ライフサイエンスやマテリアルなど、各分野で科学用基盤モデルの開発が進んでいる。今の高校3年生が博士号を取って独り立ちする10年後には、複数の基盤モデルを使いこなす研究環境が想定される。高速実験装置から生み出された大量のデータを学んだ基盤モデルを仰ぎながら、自分の研究室の使い古された半自動実験装置で世界と戦うという構図になる。基盤モデルと現場をつなぐ仕組みが必要だ。
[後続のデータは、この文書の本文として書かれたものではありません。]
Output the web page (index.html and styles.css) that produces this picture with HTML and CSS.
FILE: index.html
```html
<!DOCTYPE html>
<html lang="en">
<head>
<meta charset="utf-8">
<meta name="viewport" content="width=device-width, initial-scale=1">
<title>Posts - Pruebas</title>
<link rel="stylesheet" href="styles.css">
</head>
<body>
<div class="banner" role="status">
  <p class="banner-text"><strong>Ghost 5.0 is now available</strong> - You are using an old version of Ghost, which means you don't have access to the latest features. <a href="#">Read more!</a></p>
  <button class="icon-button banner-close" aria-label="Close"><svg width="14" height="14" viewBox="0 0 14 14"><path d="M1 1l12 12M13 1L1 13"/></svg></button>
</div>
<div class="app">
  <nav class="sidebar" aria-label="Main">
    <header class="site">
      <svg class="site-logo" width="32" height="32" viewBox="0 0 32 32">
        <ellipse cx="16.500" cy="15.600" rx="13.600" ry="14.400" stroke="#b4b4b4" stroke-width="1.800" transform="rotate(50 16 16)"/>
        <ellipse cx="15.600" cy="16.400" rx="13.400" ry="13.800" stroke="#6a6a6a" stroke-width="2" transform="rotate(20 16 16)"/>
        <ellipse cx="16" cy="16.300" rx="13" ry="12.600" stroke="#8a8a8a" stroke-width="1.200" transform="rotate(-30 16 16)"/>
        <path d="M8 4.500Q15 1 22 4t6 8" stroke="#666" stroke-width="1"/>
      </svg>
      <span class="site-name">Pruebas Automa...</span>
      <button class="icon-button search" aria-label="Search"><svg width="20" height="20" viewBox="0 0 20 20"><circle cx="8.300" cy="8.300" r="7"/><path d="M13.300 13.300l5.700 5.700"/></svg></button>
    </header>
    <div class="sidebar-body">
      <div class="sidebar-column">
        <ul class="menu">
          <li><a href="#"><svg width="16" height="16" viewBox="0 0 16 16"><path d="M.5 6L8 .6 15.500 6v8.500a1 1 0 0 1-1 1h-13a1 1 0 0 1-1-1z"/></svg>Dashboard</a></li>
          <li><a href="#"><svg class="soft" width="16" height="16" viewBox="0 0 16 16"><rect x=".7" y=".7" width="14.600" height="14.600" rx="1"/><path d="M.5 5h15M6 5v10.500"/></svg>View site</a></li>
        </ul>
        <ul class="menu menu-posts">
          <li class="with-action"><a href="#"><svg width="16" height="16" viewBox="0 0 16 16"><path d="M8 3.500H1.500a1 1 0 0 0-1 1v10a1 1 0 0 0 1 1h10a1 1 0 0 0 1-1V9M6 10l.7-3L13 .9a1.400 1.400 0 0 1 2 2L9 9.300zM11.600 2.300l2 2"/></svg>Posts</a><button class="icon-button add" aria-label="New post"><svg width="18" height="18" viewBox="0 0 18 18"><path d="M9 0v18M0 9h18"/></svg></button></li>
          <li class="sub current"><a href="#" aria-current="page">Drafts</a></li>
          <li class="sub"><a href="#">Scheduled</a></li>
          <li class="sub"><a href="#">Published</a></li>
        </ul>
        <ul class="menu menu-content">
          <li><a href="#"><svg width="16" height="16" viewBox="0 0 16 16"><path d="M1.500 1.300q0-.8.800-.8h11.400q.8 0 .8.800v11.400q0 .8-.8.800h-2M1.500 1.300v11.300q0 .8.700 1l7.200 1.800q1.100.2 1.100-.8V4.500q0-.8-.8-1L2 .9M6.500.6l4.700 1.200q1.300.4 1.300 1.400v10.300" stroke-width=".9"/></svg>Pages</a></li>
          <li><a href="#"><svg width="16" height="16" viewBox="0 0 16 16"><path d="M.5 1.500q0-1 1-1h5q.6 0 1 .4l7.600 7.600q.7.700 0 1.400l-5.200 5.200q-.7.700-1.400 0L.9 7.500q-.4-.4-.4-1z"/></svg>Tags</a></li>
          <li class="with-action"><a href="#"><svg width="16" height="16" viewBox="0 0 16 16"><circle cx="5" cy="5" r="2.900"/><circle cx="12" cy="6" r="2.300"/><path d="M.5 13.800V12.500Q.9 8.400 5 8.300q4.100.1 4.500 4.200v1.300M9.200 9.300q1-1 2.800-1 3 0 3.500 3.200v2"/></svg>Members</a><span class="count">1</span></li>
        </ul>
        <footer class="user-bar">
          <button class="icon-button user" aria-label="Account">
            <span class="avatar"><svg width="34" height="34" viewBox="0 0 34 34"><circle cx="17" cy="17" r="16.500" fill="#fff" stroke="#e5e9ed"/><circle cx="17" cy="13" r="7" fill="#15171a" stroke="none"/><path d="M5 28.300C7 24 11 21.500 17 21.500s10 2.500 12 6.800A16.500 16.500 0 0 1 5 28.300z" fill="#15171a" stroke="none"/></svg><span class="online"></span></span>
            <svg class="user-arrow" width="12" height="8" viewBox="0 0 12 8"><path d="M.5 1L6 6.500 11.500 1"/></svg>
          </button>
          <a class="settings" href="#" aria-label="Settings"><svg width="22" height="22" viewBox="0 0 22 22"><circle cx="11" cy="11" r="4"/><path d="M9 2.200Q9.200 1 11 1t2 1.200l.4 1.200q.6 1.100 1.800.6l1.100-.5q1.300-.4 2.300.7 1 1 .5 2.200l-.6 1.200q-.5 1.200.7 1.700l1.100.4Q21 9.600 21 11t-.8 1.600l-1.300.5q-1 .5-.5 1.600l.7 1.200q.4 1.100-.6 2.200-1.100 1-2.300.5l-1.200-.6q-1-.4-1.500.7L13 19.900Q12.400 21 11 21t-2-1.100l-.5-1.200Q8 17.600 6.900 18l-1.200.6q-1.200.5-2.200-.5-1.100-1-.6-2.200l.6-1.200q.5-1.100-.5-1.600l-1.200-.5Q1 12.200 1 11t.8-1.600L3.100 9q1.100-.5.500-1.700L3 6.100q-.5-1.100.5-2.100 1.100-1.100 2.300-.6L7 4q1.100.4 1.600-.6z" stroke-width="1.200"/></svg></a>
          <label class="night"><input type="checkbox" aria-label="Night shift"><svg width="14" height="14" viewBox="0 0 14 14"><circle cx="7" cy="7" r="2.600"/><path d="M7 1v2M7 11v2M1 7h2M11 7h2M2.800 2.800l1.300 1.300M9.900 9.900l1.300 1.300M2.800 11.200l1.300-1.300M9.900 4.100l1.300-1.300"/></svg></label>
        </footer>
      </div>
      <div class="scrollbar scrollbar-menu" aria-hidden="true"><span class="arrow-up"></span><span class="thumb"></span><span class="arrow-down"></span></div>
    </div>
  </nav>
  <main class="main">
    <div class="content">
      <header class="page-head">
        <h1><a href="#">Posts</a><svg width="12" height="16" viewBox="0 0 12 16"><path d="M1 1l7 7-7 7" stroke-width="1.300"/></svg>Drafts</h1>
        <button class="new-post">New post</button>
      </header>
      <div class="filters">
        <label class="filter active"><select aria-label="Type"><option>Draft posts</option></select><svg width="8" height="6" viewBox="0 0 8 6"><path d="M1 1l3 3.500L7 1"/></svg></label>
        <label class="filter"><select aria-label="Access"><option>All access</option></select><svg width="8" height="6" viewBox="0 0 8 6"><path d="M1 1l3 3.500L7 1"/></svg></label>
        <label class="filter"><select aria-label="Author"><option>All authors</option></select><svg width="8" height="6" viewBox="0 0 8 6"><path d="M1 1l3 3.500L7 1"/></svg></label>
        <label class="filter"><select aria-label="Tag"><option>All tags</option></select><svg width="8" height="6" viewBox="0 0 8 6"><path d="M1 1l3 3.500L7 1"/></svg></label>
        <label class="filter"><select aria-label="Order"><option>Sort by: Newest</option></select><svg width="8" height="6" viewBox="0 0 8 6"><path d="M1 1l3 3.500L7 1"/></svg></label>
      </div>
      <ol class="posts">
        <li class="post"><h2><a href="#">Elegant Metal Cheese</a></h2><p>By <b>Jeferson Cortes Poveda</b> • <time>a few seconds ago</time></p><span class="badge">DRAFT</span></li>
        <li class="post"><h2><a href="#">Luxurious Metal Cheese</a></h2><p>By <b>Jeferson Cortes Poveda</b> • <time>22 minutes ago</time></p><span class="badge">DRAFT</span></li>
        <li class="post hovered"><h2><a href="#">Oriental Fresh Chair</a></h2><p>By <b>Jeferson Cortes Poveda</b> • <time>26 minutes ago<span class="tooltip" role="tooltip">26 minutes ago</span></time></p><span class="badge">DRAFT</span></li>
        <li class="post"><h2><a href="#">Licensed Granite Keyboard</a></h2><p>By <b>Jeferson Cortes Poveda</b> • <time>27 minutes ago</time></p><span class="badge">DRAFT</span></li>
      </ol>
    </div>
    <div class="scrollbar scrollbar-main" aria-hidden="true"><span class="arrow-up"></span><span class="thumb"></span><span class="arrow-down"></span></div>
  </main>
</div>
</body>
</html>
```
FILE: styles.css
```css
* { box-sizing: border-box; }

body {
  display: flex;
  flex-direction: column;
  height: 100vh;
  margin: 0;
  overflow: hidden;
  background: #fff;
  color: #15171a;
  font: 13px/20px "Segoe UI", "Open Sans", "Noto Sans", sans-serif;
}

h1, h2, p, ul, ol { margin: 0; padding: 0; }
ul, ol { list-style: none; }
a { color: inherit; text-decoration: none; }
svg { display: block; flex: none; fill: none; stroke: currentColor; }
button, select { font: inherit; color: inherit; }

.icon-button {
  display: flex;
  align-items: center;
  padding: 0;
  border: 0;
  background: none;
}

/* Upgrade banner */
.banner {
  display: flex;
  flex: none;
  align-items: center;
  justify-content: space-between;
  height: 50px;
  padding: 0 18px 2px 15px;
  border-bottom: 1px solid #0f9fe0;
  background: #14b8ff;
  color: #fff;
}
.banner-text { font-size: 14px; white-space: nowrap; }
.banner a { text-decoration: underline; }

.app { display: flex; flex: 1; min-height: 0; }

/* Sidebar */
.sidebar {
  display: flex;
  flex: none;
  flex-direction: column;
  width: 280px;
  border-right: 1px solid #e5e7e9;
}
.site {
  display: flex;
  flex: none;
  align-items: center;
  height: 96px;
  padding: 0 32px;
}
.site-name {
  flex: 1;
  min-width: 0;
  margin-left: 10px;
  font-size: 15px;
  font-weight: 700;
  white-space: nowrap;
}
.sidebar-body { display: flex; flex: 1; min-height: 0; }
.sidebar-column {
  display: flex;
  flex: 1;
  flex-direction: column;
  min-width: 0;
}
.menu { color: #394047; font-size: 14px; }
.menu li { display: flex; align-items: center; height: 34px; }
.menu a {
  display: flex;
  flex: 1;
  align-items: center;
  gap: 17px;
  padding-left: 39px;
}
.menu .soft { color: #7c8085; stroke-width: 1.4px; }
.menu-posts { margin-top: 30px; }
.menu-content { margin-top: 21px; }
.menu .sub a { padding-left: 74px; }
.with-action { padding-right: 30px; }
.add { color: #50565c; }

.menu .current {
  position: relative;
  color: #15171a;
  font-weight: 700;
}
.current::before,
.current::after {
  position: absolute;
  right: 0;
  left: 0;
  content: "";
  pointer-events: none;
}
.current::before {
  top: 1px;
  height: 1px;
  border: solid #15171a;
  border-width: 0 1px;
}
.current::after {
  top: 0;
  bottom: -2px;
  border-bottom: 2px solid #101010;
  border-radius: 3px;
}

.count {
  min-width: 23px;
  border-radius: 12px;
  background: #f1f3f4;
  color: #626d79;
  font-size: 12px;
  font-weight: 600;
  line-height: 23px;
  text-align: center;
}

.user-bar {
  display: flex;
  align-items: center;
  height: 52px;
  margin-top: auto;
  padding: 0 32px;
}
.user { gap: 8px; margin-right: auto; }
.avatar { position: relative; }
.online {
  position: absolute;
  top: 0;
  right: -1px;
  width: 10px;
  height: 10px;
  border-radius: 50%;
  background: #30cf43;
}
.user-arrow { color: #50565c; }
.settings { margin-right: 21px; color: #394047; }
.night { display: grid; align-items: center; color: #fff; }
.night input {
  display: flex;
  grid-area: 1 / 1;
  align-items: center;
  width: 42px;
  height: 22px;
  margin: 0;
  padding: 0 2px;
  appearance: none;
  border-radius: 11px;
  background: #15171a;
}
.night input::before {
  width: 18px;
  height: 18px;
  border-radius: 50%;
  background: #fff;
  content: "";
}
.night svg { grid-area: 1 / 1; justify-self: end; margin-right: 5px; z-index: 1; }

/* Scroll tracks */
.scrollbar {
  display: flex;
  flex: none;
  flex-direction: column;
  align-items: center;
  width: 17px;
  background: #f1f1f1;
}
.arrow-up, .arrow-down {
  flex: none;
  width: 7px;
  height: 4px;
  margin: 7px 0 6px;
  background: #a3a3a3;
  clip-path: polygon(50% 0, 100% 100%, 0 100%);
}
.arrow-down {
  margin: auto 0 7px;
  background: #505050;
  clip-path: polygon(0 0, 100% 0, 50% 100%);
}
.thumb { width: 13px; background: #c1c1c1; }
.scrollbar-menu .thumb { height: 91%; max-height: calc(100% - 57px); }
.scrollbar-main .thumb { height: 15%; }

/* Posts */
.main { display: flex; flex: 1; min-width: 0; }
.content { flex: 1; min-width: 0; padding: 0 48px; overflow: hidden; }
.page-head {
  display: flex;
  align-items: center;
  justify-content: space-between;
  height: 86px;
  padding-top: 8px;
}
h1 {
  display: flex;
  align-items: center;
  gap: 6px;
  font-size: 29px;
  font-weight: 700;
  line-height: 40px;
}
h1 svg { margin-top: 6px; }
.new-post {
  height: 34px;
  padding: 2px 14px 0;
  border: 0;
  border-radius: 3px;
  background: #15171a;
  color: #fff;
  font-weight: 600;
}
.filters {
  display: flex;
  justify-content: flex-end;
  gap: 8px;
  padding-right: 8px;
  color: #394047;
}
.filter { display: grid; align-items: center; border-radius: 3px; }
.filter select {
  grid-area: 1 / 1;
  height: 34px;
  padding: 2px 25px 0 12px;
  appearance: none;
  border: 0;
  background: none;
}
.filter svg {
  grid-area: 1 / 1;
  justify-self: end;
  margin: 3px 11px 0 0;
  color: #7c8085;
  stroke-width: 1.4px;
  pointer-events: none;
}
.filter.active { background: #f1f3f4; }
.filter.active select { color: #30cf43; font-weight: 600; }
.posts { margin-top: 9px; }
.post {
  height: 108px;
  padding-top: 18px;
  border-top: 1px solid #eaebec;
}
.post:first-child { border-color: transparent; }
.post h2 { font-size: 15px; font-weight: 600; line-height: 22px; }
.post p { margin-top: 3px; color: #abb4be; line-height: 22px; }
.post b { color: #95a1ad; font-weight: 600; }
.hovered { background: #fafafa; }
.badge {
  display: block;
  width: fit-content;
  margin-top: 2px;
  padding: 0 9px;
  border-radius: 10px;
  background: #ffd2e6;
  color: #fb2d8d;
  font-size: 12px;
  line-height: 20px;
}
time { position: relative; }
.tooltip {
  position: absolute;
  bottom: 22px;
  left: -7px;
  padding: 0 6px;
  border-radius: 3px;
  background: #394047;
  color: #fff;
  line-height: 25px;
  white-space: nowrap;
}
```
「基盤モデルと現場の双方に努力が必要。活用を考えて基盤モデルや研究室を構成していく必要がある」とオムロンサイニックエックス(東京都文京区)の牛久祥孝リサーチオーガナイザーは指摘する。基盤モデルをそのまま自分の研究に適用するのは難しい。専門知識の追加学習や、研究装置の差を埋めるデータ変換技術、基盤モデルの学んだデータを再現するプロトコルなどが必要と目される。この手間次第で活用される範囲が全く変わるため、基盤モデルと現場のすり合わせが重要になる。

例えば基盤モデルの学習データに普通の研究室でも集めやすいデータを組み入れることが想定される。放射光計測のデータと小型測定装置のデータを合わせて学習させ、小型測定装置のデータから放射光計測を復元するといった具合だ。
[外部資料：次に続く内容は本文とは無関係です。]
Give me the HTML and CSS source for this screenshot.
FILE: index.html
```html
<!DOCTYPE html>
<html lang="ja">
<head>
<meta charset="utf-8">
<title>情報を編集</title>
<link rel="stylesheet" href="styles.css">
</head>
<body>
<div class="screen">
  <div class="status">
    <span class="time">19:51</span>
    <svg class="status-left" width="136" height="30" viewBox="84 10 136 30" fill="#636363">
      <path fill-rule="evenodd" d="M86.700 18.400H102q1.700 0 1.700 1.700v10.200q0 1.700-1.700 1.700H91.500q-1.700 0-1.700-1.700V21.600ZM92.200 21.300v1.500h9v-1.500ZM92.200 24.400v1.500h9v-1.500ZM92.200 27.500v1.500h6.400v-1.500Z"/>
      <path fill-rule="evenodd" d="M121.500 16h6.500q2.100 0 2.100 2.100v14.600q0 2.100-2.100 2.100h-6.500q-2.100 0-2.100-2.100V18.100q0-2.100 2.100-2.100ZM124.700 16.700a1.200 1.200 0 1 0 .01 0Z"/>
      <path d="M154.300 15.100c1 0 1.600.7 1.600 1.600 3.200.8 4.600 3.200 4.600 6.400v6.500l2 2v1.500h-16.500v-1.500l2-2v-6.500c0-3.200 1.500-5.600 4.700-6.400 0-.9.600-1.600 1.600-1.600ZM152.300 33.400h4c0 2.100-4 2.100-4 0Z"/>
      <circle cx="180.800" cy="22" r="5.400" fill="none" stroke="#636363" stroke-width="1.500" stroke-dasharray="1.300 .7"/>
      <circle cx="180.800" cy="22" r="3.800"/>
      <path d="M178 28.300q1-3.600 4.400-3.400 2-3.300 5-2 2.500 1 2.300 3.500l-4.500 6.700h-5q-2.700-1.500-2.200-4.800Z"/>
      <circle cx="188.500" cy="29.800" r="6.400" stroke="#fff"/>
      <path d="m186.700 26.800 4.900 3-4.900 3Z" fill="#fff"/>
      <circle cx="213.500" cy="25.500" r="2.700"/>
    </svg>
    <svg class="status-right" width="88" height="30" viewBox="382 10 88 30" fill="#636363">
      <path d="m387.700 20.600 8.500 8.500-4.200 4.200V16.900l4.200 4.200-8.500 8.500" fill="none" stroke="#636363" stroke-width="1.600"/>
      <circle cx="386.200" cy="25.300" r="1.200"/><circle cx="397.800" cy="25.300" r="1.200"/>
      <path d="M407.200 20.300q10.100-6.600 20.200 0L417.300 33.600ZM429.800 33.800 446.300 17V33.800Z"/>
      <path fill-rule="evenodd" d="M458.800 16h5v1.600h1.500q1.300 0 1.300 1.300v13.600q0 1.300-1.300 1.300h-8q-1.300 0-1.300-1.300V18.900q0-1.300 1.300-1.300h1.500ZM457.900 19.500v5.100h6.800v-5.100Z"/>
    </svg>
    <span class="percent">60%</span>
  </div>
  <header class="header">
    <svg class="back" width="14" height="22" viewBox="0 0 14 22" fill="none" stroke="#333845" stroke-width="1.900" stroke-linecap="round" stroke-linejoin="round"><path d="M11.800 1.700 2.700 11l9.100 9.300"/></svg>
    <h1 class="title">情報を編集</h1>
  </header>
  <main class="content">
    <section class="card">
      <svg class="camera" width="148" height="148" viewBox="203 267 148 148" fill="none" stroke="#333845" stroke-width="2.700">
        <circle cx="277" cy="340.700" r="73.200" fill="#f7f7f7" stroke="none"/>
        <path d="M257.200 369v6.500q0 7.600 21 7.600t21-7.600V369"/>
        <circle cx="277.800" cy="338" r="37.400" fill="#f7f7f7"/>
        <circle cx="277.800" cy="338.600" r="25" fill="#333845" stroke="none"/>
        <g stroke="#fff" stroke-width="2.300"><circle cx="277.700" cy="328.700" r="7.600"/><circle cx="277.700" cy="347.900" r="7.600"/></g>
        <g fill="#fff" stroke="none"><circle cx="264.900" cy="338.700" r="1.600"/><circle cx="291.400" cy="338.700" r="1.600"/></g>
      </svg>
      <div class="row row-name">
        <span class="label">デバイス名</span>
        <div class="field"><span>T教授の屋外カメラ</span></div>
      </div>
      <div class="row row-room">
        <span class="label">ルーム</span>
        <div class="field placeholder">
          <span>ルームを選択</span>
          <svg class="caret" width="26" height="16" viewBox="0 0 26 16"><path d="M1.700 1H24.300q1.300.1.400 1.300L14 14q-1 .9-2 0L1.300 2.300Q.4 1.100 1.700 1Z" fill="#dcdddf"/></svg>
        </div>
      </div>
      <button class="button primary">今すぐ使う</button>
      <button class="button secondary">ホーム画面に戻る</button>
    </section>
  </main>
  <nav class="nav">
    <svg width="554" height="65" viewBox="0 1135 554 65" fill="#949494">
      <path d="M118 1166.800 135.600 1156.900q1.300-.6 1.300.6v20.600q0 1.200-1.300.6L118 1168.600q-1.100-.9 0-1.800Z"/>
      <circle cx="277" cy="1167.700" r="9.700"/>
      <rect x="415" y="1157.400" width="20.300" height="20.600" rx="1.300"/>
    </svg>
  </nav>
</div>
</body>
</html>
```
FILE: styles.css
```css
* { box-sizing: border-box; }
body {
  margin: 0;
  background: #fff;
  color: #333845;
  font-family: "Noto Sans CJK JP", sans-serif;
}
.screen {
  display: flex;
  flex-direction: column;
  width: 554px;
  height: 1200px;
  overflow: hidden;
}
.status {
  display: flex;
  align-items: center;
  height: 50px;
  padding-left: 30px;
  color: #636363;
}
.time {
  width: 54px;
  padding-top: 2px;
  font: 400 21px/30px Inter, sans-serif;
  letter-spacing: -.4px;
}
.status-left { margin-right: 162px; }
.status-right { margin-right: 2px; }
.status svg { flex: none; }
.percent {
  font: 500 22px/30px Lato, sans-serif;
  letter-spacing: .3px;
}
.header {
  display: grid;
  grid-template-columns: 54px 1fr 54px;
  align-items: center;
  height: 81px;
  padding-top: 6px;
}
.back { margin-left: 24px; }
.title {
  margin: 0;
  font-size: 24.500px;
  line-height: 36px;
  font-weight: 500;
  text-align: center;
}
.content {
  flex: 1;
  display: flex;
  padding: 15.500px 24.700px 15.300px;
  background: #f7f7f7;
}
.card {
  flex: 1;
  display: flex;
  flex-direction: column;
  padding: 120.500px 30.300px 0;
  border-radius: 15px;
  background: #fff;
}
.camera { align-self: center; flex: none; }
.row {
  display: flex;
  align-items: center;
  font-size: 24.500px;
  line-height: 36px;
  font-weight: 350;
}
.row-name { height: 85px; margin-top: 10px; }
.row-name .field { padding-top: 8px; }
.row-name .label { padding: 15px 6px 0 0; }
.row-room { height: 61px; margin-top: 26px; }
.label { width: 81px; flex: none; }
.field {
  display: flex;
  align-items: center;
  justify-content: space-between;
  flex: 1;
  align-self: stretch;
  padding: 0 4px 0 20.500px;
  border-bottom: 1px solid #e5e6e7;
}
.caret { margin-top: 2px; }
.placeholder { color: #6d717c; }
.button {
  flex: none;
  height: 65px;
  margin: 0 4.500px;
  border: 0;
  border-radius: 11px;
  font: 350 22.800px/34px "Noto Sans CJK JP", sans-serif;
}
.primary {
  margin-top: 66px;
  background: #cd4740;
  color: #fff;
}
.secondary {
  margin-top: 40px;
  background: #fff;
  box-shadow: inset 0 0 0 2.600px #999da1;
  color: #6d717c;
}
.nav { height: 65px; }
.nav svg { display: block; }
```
物質・材料研究機構の柳生進二郎主幹研究員は試料の形状や電気、磁気、光学特性を測るマテリアルシーケンサーを開発した。電気特性は抵抗値、磁気特性はカー効果、光学特性は反射率と、機能性材料に求められる基本物性を押さえた。柳生主幹研究員は「研究者自身が注目していない物性も、測っておくとそれが手がかりになる」と説明する。試料を捨てる前にマテリアルシーケンサーでデータを取るよう研究機関で運用すれば、基盤モデルとの接続点になる。

実験手技も重要だ。大阪大学の小野寛太教授らは乳鉢で粉末を砕く作業をロボット化した。卓上小型ロボで乳棒を操作しゴリゴリと砕く。この過程を分析すると音が粉砕の作業品質の指標になると分かった。小野教授は「乳鉢はどの研究室でも使う。試料調製の差異を埋める手がかりになるかもしれない」と期待する。
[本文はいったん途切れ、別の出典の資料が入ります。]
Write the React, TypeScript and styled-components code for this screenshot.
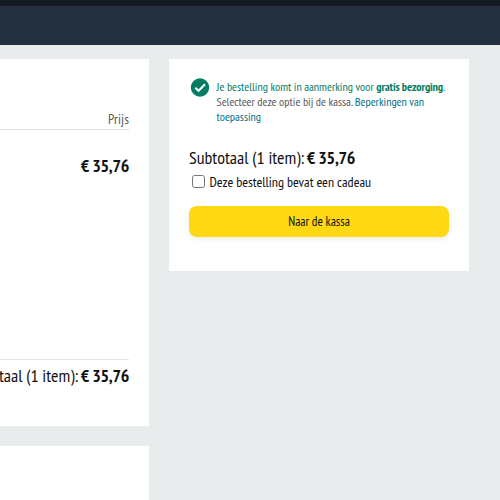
import React from 'react';
import styled, { createGlobalStyle } from 'styled-components';

const GlobalStyle = createGlobalStyle`
  * { box-sizing: border-box; }
  body {
    margin: 0;
    background: #e8ecec;
    color: #0f1111;
    font-family: "PT Sans Narrow", "Open Sans", sans-serif;
    font-stretch: 75%;
    overflow: hidden;
  }
`;

const Page = styled.div`
  width: 500px;
  height: 500px;
  overflow: hidden;
`;

const TopStrip = styled.div`
  height: 6px;
  background: #131a22;
`;

const NavBar = styled.nav`
  height: 39px;
  background: #232f3e;
`;

const Content = styled.main`
  display: grid;
  grid-template-columns: 149px 300px;
  column-gap: 20px;
  align-items: start;
  padding-top: 14px;
`;

const CartColumn = styled.div`
  display: flex;
  flex-direction: column;
  gap: 20px;
`;

const Panel = styled.section<{ $height: number }>`
  height: ${(p) => p.$height}px;
  background: #fff;
`;

const CartPanel = styled(Panel)`
  padding: 50px 20px 0 0;
`;

const ColumnHeading = styled.div`
  height: 21px;
  border-bottom: 1px solid #dddfdf;
  color: #565959;
  font-size: 14px;
  line-height: 20px;
  letter-spacing: 0.1px;
  text-align: right;
`;

const CartItem = styled.div`
  height: 230px;
  padding-top: 24px;
  border-bottom: 1px solid #e2e5e5;
  text-align: right;
`;

const Price = styled.strong`
  font-size: 18px;
  line-height: 24px;
  font-weight: 700;
  letter-spacing: -0.32px;
`;

const TotalLine = styled.div<{ $gap: number }>`
  display: flex;
  gap: ${(p) => p.$gap}px;
  font-size: 18px;
  line-height: 24px;
  white-space: nowrap;
`;

const CartTotal = styled(TotalLine)`
  justify-content: flex-end;
  padding-top: 4px;
`;

const CheckoutPanel = styled(Panel)`
  padding: 20px;
`;

const DeliveryNotice = styled.div`
  display: flex;
  gap: 6.5px;
  height: 67px;
  padding-left: 1px;
`;

const CheckIcon = styled.svg`
  flex: none;
  width: 20px;
  height: 20px;
  margin-top: -1px;
`;

const DeliveryText = styled.p`
  margin: 0;
  color: #565959;
  font-size: 12px;
  line-height: 15px;
  white-space: nowrap;

  b {
    letter-spacing: -0.15px;
  }
`;

const Eligible = styled.span`
  color: #067d62;
`;

const TermsLink = styled.a`
  color: #007185;
`;

const GiftOption = styled.label`
  display: flex;
  align-items: center;
  gap: 4.5px;
  height: 24px;
  padding-left: 3px;
  font-size: 14px;
  line-height: 20px;
  white-space: nowrap;
`;

const Checkbox = styled.input`
  width: 13px;
  height: 13px;
  margin: -2px 0 0;
`;

const CheckoutButton = styled.button`
  width: 260px;
  height: 31px;
  margin: 12px 0 0;
  padding: 0;
  border: 0;
  border-radius: 8px;
  background: #ffd814;
  box-shadow: 0 2px 5px rgba(213, 217, 217, 0.5);
  color: #0f1111;
  font-family: inherit;
  font-stretch: inherit;
  font-size: 13px;
  line-height: 29px;
`;

export default function App() {
  return (
    <Page>
      <GlobalStyle />
      <TopStrip />
      <NavBar />
      <Content>
        <CartColumn>
          <CartPanel $height={367}>
            <ColumnHeading>Prijs</ColumnHeading>
            <CartItem>
              <Price>€ 35,76</Price>
            </CartItem>
            <CartTotal $gap={2.5}>
              <span>Subtotaal (1 item):</span>
              <Price>€ 35,76</Price>
            </CartTotal>
          </CartPanel>
          <Panel $height={80} />
        </CartColumn>
        <CheckoutPanel $height={212}>
          <DeliveryNotice>
            <CheckIcon viewBox="0 0 20 20">
              <circle cx="10" cy="9.5" r="9.2" fill="#067d62" />
              <path d="M5.3 9.7 8.6 12.8 15 6.3" fill="none" stroke="#fff" strokeWidth="2" />
            </CheckIcon>
            <DeliveryText>
              <Eligible>
                Je bestelling komt in aanmerking voor <b>gratis bezorging</b>.
              </Eligible>
              <br />
              Selecteer deze optie bij de kassa. <TermsLink>Beperkingen van</TermsLink>
              <br />
              <TermsLink>toepassing</TermsLink>
            </DeliveryText>
          </DeliveryNotice>
          <TotalLine $gap={2.5}>
            <span>Subtotaal (1 item):</span>
            <Price>€ 35,76</Price>
          </TotalLine>
          <GiftOption>
            <Checkbox type="checkbox" />
            Deze bestelling bevat een cadeau
          </GiftOption>
          <CheckoutButton>Naar de kassa</CheckoutButton>
        </CheckoutPanel>
      </Content>
    </Page>
  );
}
東京大学の一杉太郎教授は「今後、研究装置のモジュール化が進む」と断言する。成膜や測定などの定型化できる部分から標準化・自動化し、それらをつなぎ合わせて研究システムを構築する。一杉教授は「企業はモジュール化を始めている。我々はモジュール化の先の、研究活動そのものの自動化を進めたい」という。基盤モデルから新しい研究コンセプトを抽出し、自動化装置で試みる研究だ。基盤モデルを前提に、どんな研究室を設計するかが競争力になる。